A conversation with Connor Zwick, CEO & Co-founder of Speak.

Our Executive Function series features perspectives from leaders driving transformation through AI.
Speak(opens in a new window) is a language learning app that sets users on the path to fluency with the world’s most advanced AI tutor. We spoke with Connor Zwick, CEO of Speak, about how AI is reshaping language learning, the breakthroughs enabling more natural AI tutors, and the challenges of scaling an AI startup in a rapidly evolving technical landscape.
I think if I look back over the last 10+ years, there are a bunch of different moments that come to mind—things that really left an impression on me and changed the way I think about AI.
Obviously, in 2012, there was the AlexNet paper, and even just doing image recognition with these deep neural networks was really, really cool. Then AlphaGo was another big moment. But for me personally, I was up close and personal with AI in 2015. My co-founder and I were doing our own independent AI research, trying to learn as much as possible—reading all the papers, implementing things. We scraped a bunch of YouTube data as a side project.
We put all the data into the model, not really knowing what to expect. On the first training run, we came back a few hours later and tested it. We had built a model that was better than the state of the art in accent detection—classifying what accent someone was speaking with.
“We realized deep learning was going to be incredibly powerful. If you just had enough data, it could do amazing things and, in many cases, completely smash state of the art…”
For us, it was about how to integrate deep learning into the language learning experience. The first few years of Speak were focused on building really good speaking experiences. It was actually really obvious because, before us, language learning apps didn’t really have speaking components. If they did, they didn’t have models that could robustly understand someone speaking with an accent.
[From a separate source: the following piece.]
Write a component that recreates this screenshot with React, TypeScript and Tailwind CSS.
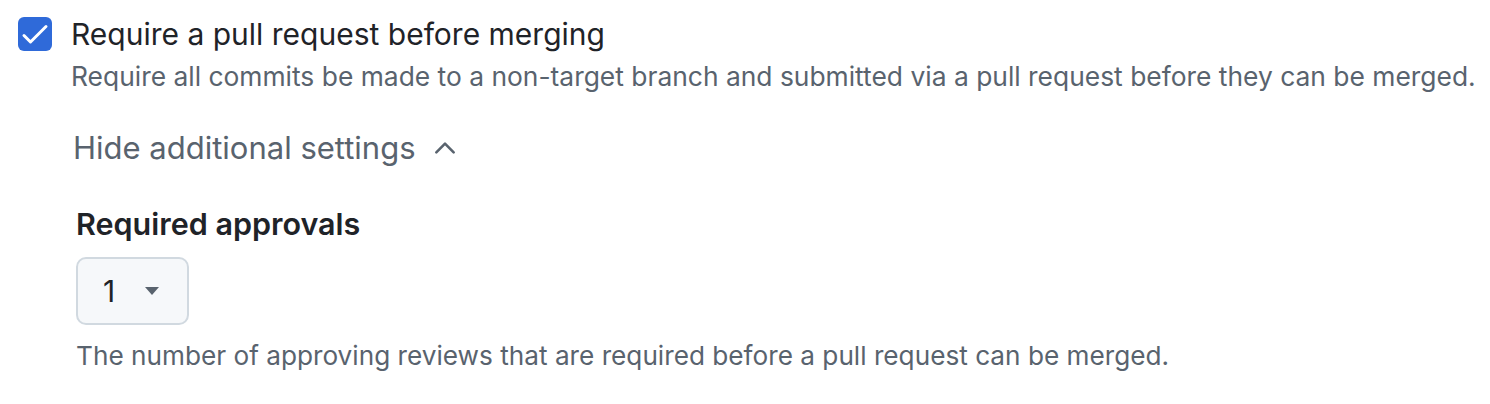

Speech recognition models were super inaccurate for accented speech. But because we were able to quickly build speech recognition that worked better than any of the big models at the time, we saw an opportunity to throw that into a basic product experience and already have something game-changing.
This might not be the answer everyone wants to hear, but I believe that if you want to be an AI product leader, you need to have a deep technical intuition for how the technology and models work. Without that, you won’t have a good sense of which problems will be solved in the next month or 12 months, versus problems that will take a long time to get right.
If you do have that intuition, you can build for the future. For example, we sometimes build things that are cost-prohibitive today, knowing that costs will go down in a year. Or we design around model weaknesses, knowing they will improve over time.
Understanding the difference between 90% accuracy, 98%, 99%, and 99.9%—and how that impacts the product experience—is crucial. The difference between 90% and 99.9% is a completely different ballgame, and being able to predict when that curve will go up is essential for making sound product decisions.
That’s easy—OpenAI’s real-time API and multimodality for audio. For our use case, where we’re building a superhuman AI speaking tutor that can help learners achieve fluency, having a rich understanding of what a learner is trying to say—beyond just transcribing their words—is critical. Instantly understanding tone, pronunciation, and intent, and then immediately responding with open-ended, natural feedback that matches the learner’s tone, is the holy grail of AI tutoring.
People talk about reasoning as the next frontier, and I agree. For us, the best human teachers stand out because they can design great learning plans and curricula, think deeply about student progress, and make adjustments accordingly. Having super-agentic reasoning capabilities in AI will be a huge breakthrough for language learning. It’s not the most obvious AI advancement for our space, but it will have a massive impact on making AI tutors as effective as the best human teachers.
There are billions of people trying to learn English and other languages, but there aren’t enough quality human teachers to meet that demand. Most people have had to rely on books or online videos, which aren’t the same as real conversations. At the end of the day, people learn languages to connect with other humans, not AI. Even when AI reaches superhuman levels, there will always be a need for real human practice.
“It’s not about replacing human teachers. It’s about making language tutoring better and more available to everyone around the globe.”
The most important thing is having the right people. A big cultural cornerstone for us is curiosity. We want people who are self-motivated and eager to explore how AI can scale their impact.
ChatGPT has this “blank canvas” problem where people don’t realize how they can use it until they randomly think of an application. AI is incredibly versatile, and we encourage our team to keep asking, “Could I be using AI for this?” and testing it out.
Everything can improve, but at this point, it’s about squeezing the juice out of the orange—building the best possible product using what’s available today. There are still huge technical challenges in applying AI effectively, and we call this our “ML scaffolding”—the technology that powers the entire product experience.
We’ve been at this for a while, so we have a head start, but there’s still a long way to go. Even if AI stopped advancing today, we have years’ worth of exciting work ahead.
“These models are particularly good at language, interacting with people, and using language. In many other industries there might still need to be some breakthroughs before there is truly transformative effects, I actually think we’ve got everything we need.”
Speak leverages OpenAI models to power its language learning curriculum across modalities such as audio and text, providing interactive speaking exercises, personalized tutors, and more.